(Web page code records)
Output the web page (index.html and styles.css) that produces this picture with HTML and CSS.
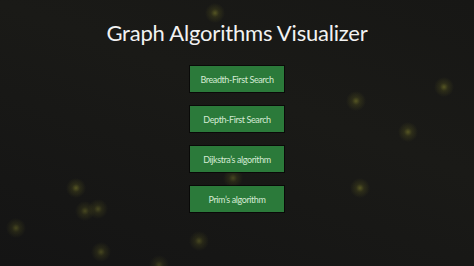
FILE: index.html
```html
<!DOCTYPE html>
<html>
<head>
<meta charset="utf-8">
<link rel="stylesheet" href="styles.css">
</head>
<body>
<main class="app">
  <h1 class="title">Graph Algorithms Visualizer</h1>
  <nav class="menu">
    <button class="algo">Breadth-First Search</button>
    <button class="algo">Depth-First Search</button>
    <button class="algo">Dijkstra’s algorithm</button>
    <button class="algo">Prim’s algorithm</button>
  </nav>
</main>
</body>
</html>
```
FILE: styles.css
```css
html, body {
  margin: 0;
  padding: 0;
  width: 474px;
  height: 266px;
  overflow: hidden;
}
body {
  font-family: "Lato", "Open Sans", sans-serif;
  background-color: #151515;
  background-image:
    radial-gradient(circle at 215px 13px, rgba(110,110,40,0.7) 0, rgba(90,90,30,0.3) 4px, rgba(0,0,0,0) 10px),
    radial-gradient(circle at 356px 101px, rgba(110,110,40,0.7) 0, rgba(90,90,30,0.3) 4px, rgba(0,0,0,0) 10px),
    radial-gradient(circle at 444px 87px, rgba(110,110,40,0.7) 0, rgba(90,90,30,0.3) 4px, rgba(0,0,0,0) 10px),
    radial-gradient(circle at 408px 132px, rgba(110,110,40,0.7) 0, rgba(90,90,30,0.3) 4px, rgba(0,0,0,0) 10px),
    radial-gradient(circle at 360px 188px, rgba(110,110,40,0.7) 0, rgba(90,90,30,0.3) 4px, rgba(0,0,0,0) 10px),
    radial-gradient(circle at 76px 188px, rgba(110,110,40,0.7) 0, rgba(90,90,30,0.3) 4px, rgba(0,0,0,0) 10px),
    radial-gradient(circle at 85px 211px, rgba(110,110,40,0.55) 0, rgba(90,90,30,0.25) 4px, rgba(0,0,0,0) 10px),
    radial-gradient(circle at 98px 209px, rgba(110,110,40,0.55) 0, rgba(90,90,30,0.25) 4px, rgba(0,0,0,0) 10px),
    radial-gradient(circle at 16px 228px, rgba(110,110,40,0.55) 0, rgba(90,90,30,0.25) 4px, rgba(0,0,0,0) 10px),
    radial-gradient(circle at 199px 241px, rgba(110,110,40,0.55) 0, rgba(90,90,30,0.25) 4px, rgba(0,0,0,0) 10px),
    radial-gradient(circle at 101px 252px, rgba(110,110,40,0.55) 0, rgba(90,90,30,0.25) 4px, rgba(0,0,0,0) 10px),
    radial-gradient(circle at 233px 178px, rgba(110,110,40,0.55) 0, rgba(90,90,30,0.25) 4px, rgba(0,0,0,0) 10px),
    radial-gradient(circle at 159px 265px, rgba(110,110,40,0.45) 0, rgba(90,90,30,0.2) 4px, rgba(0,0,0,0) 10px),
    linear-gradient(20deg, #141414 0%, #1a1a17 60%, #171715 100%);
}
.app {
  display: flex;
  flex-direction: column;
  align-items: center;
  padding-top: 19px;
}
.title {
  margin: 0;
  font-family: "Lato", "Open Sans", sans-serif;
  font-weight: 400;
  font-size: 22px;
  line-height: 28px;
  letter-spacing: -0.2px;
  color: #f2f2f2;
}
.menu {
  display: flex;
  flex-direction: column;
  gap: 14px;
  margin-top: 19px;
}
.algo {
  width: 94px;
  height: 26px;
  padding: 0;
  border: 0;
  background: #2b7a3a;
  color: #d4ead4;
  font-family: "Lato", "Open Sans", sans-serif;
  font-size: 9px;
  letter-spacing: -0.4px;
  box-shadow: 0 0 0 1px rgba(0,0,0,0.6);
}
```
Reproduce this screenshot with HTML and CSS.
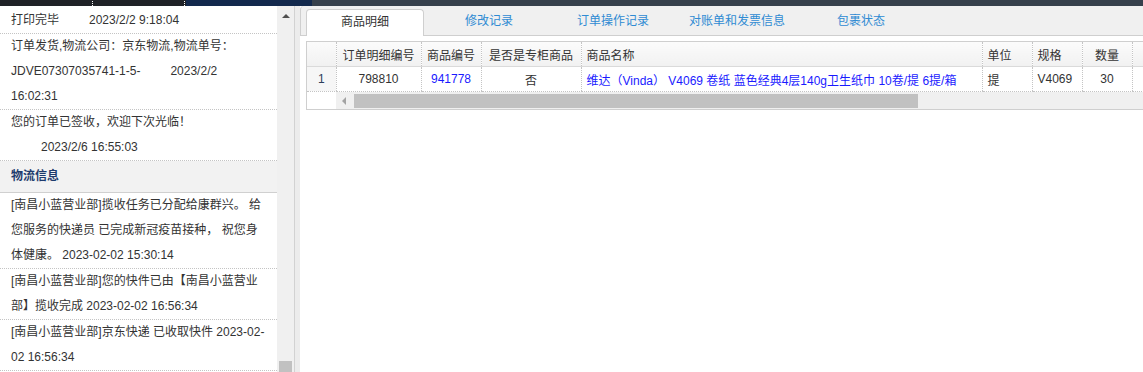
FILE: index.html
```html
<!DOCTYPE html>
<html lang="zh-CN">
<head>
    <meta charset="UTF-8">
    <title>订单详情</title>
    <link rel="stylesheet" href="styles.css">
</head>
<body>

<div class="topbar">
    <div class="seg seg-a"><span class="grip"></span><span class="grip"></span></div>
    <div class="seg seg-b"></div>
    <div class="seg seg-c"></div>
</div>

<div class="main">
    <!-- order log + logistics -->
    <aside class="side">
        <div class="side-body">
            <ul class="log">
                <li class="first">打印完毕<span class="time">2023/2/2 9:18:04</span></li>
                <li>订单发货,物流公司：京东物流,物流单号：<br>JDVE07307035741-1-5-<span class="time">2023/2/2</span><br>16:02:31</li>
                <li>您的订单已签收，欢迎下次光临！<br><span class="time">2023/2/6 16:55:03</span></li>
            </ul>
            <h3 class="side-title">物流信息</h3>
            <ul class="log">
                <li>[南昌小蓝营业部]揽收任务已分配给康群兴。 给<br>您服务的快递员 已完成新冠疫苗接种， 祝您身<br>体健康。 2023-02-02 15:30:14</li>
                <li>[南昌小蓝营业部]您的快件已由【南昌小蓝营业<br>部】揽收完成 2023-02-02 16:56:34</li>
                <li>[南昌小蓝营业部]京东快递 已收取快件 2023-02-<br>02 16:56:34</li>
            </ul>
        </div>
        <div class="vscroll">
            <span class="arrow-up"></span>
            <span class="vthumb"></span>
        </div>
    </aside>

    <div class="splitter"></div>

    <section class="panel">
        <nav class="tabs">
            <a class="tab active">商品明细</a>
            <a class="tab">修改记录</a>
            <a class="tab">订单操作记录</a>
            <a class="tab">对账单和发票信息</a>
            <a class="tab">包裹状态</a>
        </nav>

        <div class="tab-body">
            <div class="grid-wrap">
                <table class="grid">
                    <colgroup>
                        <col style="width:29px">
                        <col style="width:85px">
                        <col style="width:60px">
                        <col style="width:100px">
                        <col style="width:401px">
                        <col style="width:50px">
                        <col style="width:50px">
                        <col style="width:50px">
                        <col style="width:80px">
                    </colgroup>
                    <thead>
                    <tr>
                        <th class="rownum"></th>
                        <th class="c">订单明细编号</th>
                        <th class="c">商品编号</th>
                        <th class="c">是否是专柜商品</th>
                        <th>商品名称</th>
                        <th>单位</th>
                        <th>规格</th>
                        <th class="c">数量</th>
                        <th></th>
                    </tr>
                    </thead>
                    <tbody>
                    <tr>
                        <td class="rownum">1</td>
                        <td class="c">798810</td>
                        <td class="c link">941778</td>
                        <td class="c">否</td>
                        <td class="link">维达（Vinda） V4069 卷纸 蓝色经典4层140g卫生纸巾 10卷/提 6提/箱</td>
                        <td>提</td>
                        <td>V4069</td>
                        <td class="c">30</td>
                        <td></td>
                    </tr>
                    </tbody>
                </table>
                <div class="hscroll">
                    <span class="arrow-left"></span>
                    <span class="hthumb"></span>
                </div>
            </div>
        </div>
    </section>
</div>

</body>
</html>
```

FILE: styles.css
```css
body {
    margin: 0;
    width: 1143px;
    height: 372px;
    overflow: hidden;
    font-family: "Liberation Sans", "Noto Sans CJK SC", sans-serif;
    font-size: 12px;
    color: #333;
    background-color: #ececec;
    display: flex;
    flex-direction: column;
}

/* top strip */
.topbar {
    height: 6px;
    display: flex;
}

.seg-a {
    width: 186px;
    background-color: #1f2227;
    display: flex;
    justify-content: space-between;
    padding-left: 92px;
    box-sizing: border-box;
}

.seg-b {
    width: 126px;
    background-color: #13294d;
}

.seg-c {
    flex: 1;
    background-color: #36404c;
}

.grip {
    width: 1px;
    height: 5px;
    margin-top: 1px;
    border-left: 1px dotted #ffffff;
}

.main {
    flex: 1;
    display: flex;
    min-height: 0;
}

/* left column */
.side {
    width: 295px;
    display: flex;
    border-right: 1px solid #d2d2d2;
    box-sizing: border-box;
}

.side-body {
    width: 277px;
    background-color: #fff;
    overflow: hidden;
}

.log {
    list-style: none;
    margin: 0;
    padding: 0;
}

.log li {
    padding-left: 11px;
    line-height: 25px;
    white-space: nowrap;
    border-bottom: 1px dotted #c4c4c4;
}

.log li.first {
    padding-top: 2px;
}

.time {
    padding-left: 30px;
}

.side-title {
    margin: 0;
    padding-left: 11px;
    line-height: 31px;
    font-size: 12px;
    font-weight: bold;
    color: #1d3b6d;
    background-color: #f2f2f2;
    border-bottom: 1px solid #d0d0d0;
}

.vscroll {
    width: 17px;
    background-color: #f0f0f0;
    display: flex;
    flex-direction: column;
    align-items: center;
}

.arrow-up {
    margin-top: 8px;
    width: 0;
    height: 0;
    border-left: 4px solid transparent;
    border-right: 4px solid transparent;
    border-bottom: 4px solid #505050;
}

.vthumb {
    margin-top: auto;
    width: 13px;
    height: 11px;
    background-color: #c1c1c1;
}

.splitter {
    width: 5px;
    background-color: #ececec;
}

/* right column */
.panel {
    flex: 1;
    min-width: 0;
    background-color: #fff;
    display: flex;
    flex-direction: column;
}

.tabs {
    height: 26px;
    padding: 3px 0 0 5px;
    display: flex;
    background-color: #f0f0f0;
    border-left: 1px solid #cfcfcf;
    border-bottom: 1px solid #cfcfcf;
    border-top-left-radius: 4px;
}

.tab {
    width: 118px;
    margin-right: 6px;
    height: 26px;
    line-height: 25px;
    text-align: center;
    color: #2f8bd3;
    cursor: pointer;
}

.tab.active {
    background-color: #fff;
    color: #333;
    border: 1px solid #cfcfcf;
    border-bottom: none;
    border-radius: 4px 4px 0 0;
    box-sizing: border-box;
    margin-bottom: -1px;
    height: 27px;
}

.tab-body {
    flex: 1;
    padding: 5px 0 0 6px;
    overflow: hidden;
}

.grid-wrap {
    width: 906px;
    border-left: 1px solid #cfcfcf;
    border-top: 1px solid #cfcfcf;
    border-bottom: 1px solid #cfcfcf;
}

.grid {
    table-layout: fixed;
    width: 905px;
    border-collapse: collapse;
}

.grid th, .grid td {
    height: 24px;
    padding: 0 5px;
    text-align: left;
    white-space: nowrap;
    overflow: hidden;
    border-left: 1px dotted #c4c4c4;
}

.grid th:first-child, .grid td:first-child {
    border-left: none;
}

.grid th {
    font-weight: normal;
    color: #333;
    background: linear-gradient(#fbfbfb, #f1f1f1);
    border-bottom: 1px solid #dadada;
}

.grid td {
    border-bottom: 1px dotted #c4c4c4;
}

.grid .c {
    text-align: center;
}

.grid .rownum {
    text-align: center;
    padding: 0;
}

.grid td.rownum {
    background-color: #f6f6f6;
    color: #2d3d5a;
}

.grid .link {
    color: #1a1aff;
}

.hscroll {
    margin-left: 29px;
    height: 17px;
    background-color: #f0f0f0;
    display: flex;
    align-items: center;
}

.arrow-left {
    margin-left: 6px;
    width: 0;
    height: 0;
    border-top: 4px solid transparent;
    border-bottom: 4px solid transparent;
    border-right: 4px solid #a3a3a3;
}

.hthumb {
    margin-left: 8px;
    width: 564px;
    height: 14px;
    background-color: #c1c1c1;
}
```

• Task brief:
From the data above, copy each line that has the string "with".

• In response:
Output the web page (index.html and styles.css) that produces this picture with HTML and CSS.
Reproduce this screenshot with HTML and CSS.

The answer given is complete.